Make an exact copy of the entries, and keep any pictures out of it.

▶ RECORDS PROVIDED

------------------------------------------------------------

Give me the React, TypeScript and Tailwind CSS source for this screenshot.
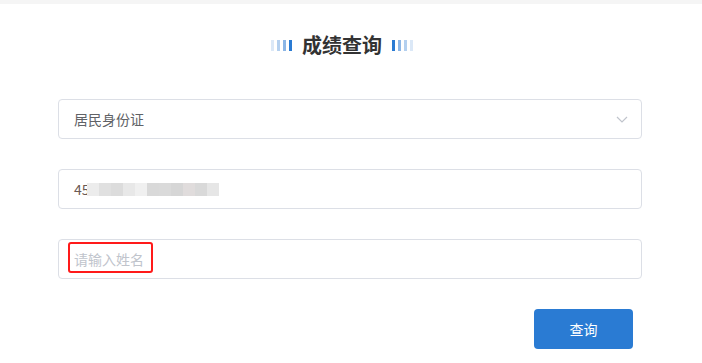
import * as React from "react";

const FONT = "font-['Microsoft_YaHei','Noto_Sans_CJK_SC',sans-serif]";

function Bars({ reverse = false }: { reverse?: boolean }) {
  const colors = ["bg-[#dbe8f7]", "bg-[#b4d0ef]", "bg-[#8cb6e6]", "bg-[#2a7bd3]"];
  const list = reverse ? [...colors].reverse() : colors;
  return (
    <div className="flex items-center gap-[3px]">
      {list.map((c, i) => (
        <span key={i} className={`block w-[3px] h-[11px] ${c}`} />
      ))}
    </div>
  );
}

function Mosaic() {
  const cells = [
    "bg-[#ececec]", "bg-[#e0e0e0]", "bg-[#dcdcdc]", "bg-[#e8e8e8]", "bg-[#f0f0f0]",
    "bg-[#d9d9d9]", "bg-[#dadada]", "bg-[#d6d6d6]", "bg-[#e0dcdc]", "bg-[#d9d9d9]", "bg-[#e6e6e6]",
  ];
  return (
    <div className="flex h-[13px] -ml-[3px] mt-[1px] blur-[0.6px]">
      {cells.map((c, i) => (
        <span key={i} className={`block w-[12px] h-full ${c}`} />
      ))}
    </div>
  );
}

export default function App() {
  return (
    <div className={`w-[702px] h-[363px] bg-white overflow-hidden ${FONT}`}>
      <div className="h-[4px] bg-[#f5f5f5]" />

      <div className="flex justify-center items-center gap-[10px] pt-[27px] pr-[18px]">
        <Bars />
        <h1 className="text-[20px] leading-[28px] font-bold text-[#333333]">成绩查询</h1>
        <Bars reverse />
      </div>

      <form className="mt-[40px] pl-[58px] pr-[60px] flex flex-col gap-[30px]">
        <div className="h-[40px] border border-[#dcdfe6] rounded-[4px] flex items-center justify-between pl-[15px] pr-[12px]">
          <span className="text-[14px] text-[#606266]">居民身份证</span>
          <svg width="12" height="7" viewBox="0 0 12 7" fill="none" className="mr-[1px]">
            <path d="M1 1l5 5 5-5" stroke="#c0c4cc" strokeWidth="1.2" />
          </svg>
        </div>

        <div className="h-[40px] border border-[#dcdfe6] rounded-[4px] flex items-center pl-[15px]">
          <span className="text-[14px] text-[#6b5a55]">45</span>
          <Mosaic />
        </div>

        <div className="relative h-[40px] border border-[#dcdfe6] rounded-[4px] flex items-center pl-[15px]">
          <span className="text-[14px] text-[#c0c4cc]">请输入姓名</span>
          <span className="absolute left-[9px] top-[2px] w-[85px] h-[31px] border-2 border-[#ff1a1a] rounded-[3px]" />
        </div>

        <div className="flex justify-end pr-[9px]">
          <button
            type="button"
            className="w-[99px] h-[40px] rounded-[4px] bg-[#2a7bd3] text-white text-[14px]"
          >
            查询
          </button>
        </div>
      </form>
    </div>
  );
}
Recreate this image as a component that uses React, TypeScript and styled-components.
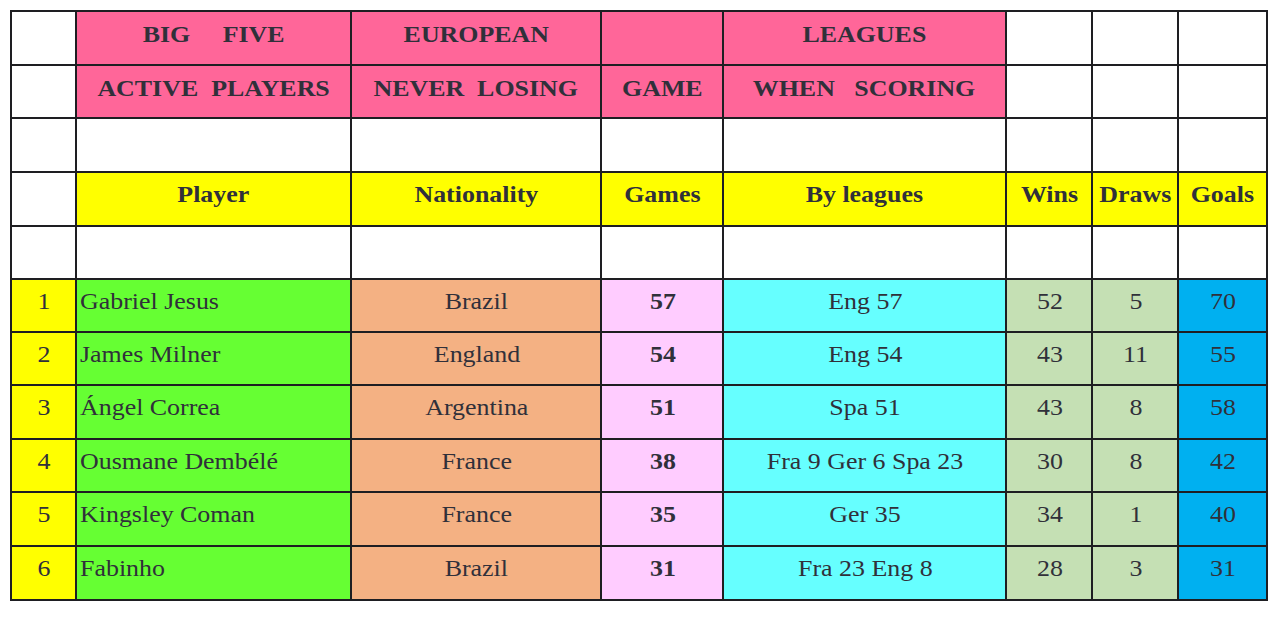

------------------------------------------------------------

▶ TASK OUTPUT
Give me the React, TypeScript and Tailwind CSS source for this screenshot.
import * as React from "react";

const FONT = "font-['Microsoft_YaHei','Noto_Sans_CJK_SC',sans-serif]";

function Bars({ reverse = false }: { reverse?: boolean }) {
  const colors = ["bg-[#dbe8f7]", "bg-[#b4d0ef]", "bg-[#8cb6e6]", "bg-[#2a7bd3]"];
  const list = reverse ? [...colors].reverse() : colors;
  return (
    <div className="flex items-center gap-[3px]">
      {list.map((c, i) => (
        <span key={i} className={`block w-[3px] h-[11px] ${c}`} />
      ))}
    </div>
  );
}

function Mosaic() {
  const cells = [
    "bg-[#ececec]", "bg-[#e0e0e0]", "bg-[#dcdcdc]", "bg-[#e8e8e8]", "bg-[#f0f0f0]",
    "bg-[#d9d9d9]", "bg-[#dadada]", "bg-[#d6d6d6]", "bg-[#e0dcdc]", "bg-[#d9d9d9]", "bg-[#e6e6e6]",
  ];
  return (
    <div className="flex h-[13px] -ml-[3px] mt-[1px] blur-[0.6px]">
      {cells.map((c, i) => (
        <span key={i} className={`block w-[12px] h-full ${c}`} />
      ))}
    </div>
  );
}

export default function App() {
  return (
    <div className={`w-[702px] h-[363px] bg-white overflow-hidden ${FONT}`}>
      <div className="h-[4px] bg-[#f5f5f5]" />

      <div className="flex justify-center items-center gap-[10px] pt-[27px] pr-[18px]">
        <Bars />
        <h1 className="text-[20px] leading-[28px] font-bold text-[#333333]">成绩查询</h1>
        <Bars reverse />
      </div>

      <form className="mt-[40px] pl-[58px] pr-[60px] flex flex-col gap-[30px]">
        <div className="h-[40px] border border-[#dcdfe6] rounded-[4px] flex items-center justify-between pl-[15px] pr-[12px]">
          <span className="text-[14px] text-[#606266]">居民身份证</span>
          <svg width="12" height="7" viewBox="0 0 12 7" fill="none" className="mr-[1px]">
            <path d="M1 1l5 5 5-5" stroke="#c0c4cc" strokeWidth="1.2" />
          </svg>
        </div>

        <div className="h-[40px] border border-[#dcdfe6] rounded-[4px] flex items-center pl-[15px]">
          <span className="text-[14px] text-[#6b5a55]">45</span>
          <Mosaic />
        </div>

        <div className="relative h-[40px] border border-[#dcdfe6] rounded-[4px] flex items-center pl-[15px]">
          <span className="text-[14px] text-[#c0c4cc]">请输入姓名</span>
          <span className="absolute left-[9px] top-[2px] w-[85px] h-[31px] border-2 border-[#ff1a1a] rounded-[3px]" />
        </div>

        <div className="flex justify-end pr-[9px]">
          <button
            type="button"
            className="w-[99px] h-[40px] rounded-[4px] bg-[#2a7bd3] text-white text-[14px]"
          >
            查询
          </button>
        </div>
      </form>
    </div>
  );
}
Recreate this image as a component that uses React, TypeScript and styled-components.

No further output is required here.